■ **WHAT IS REQUIRED**:
Check every line for the word "styles" and state how many lines have it. Reply with the number alone.

■ **DATASET EXCERPT**:
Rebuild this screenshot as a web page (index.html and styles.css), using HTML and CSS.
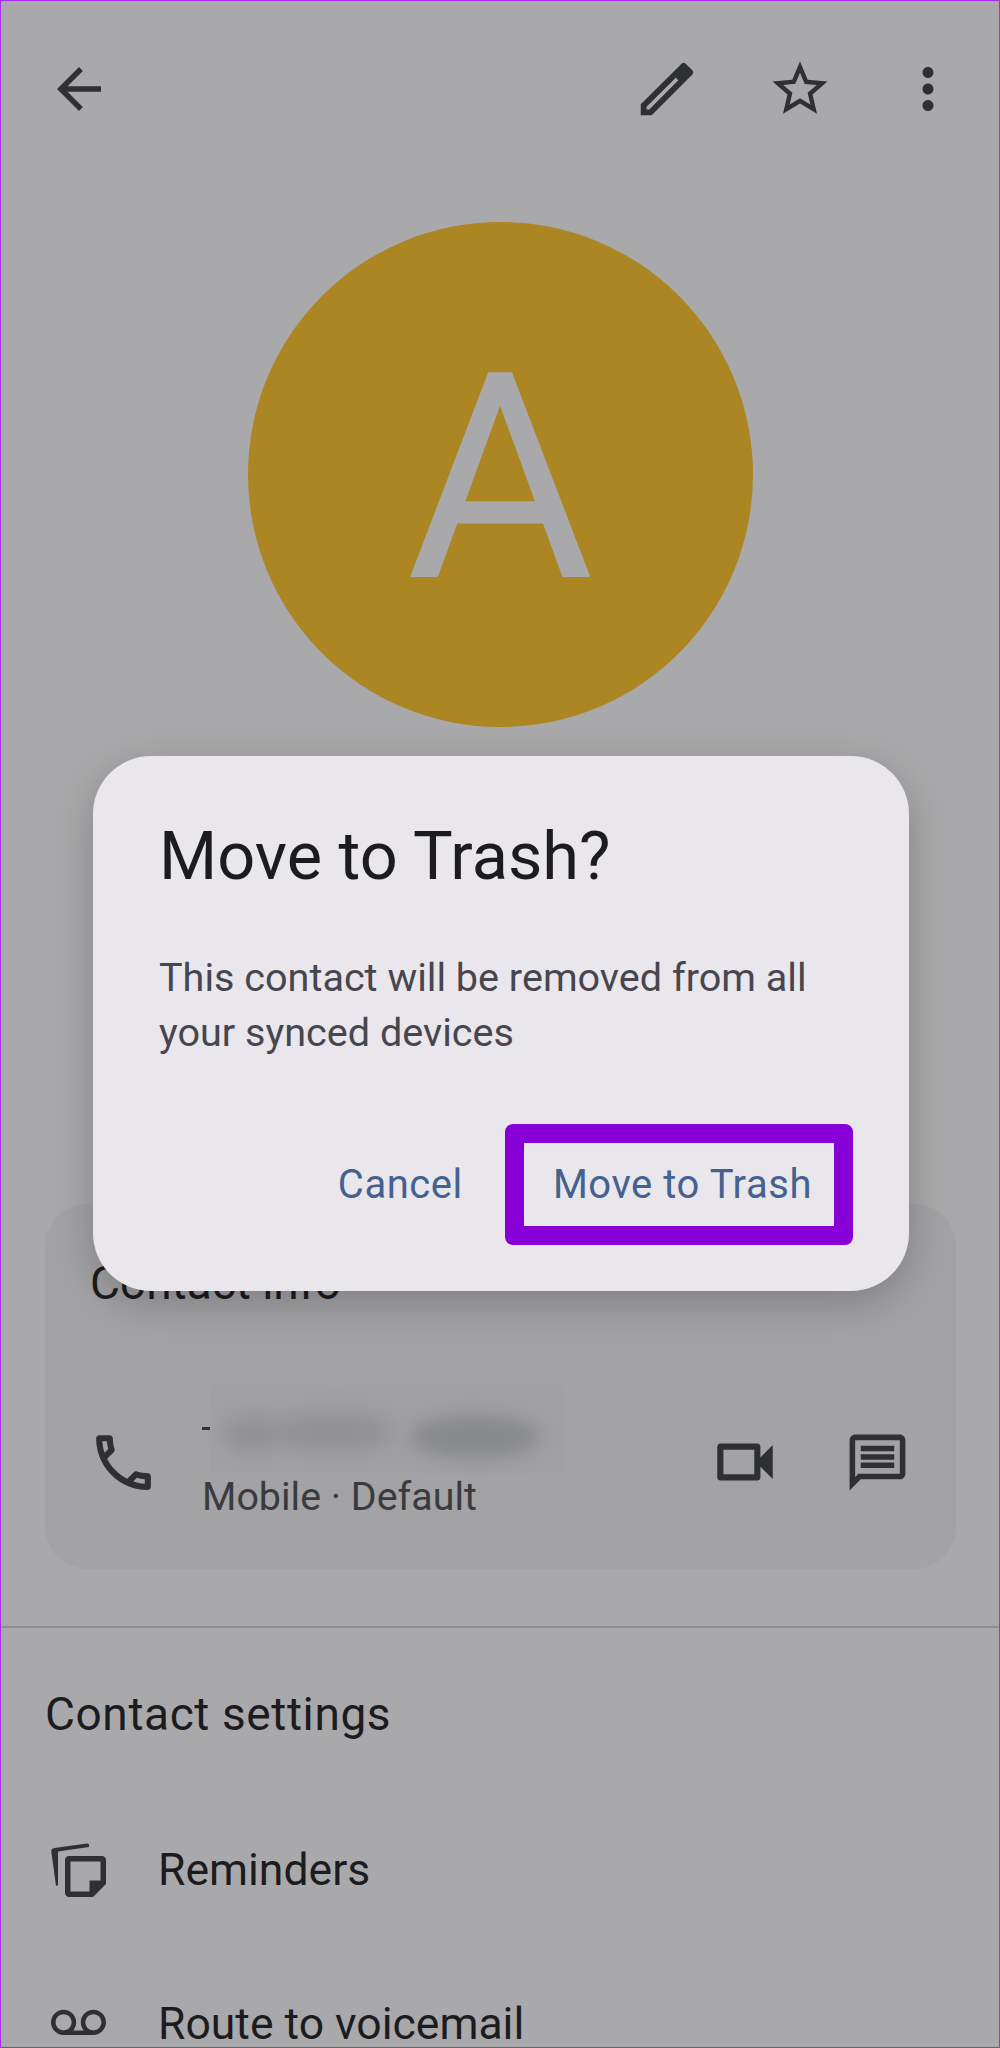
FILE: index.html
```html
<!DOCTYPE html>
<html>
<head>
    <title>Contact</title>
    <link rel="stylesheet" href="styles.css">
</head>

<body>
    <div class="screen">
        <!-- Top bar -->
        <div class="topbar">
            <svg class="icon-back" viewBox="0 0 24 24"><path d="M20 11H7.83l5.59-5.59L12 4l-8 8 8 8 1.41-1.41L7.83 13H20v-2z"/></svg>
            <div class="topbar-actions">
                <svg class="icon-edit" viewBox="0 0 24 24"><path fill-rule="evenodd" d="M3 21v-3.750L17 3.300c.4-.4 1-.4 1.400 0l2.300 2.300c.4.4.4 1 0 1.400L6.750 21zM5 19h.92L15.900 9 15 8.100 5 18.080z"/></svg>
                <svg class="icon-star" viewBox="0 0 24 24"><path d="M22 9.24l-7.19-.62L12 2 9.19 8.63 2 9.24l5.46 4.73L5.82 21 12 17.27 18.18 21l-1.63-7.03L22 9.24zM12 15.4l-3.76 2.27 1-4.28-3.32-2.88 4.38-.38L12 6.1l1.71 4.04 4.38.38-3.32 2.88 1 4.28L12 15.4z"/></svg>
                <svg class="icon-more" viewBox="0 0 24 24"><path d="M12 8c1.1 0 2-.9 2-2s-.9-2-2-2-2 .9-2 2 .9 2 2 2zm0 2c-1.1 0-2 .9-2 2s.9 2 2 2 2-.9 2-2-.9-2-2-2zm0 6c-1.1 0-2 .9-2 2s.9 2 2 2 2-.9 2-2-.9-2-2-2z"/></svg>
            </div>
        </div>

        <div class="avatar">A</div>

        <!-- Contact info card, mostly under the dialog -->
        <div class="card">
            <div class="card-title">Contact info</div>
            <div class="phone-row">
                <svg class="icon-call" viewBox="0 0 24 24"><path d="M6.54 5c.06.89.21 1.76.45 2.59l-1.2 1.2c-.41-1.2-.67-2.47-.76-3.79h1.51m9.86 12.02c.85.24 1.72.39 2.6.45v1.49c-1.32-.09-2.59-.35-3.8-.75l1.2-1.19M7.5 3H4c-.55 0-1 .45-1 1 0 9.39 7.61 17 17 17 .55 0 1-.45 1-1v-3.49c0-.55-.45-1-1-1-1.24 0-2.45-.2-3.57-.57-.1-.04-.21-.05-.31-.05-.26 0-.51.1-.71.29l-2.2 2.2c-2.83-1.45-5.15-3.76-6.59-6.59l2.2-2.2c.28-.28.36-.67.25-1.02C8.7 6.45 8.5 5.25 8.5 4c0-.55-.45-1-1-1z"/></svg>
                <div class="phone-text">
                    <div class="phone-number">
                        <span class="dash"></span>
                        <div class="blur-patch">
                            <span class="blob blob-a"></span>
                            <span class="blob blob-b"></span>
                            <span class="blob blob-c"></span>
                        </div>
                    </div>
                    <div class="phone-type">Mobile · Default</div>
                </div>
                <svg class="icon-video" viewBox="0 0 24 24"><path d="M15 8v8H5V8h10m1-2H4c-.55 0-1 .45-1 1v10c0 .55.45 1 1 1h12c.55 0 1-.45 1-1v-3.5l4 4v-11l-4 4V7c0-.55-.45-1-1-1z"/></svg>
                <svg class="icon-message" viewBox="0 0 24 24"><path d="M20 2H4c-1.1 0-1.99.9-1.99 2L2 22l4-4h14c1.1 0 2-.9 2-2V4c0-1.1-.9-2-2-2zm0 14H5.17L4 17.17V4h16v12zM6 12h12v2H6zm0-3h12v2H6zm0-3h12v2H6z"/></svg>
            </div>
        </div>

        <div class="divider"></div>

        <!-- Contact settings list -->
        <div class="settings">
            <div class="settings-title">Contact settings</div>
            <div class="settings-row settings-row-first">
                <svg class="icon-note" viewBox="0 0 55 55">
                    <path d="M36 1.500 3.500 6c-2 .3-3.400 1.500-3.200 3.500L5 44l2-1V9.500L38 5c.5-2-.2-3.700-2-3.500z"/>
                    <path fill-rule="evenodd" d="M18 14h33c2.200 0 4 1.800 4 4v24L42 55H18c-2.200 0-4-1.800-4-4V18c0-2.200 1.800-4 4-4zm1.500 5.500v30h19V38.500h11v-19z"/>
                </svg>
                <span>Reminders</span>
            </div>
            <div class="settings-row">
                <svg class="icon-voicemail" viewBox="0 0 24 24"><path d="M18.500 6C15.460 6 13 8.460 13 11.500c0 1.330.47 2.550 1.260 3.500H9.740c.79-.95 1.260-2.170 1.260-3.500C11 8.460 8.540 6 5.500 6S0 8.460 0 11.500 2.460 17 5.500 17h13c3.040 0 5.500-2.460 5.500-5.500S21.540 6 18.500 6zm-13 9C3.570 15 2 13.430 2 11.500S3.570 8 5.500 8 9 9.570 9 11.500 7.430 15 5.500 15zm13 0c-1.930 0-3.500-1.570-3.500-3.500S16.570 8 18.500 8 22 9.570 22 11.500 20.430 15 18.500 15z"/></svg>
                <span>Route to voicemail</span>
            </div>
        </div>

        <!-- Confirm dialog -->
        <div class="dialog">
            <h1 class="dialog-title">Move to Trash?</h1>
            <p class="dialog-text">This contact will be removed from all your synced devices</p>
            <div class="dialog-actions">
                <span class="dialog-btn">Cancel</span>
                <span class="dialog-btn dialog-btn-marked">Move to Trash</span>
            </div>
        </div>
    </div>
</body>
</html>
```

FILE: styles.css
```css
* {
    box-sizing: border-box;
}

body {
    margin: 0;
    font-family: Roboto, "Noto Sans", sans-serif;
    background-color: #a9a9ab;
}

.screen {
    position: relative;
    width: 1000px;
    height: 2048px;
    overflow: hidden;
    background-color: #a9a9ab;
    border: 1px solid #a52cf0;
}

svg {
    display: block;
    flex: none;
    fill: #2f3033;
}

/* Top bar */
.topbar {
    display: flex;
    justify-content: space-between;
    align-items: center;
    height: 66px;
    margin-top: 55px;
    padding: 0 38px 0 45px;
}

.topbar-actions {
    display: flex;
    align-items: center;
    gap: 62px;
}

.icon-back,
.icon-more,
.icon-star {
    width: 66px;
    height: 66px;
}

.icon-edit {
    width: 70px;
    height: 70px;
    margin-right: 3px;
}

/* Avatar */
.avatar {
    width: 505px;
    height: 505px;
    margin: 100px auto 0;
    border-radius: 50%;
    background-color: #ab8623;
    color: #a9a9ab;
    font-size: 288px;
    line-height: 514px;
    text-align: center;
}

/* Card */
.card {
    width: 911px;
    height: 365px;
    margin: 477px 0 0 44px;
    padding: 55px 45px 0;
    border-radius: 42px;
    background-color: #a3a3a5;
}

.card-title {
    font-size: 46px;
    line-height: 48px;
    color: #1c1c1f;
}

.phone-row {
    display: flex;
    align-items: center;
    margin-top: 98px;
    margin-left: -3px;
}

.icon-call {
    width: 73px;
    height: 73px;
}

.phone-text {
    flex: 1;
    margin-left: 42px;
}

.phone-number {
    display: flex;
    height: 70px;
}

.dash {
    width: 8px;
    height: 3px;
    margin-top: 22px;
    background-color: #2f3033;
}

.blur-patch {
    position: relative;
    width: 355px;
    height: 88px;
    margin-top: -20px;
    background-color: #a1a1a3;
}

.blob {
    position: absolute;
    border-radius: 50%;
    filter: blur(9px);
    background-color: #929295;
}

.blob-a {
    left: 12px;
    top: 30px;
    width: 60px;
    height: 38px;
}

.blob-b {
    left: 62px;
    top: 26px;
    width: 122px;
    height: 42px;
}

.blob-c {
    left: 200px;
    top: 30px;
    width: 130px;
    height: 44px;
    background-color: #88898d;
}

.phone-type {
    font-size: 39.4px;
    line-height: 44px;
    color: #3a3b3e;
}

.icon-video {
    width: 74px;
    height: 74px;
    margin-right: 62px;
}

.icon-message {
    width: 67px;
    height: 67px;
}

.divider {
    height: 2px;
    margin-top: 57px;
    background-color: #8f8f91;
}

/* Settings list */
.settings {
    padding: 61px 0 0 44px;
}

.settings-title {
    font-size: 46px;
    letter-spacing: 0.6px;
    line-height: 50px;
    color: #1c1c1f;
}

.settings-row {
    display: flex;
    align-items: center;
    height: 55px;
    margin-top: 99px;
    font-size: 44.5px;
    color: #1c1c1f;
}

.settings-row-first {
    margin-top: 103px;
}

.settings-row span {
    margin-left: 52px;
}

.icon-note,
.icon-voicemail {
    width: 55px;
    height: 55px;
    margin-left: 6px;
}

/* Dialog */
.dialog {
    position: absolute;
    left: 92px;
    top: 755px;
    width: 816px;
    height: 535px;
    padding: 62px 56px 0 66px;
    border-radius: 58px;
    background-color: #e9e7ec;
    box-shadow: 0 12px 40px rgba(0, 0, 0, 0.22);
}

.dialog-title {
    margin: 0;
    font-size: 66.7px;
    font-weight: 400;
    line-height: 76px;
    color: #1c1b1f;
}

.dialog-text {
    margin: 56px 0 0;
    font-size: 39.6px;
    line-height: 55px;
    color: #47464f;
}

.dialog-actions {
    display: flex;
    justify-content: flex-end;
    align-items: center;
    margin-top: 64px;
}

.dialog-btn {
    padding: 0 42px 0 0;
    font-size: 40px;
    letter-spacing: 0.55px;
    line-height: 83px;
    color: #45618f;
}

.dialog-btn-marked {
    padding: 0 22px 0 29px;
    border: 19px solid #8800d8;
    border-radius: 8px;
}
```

■ **RESULT FOR THIS TASK**:
3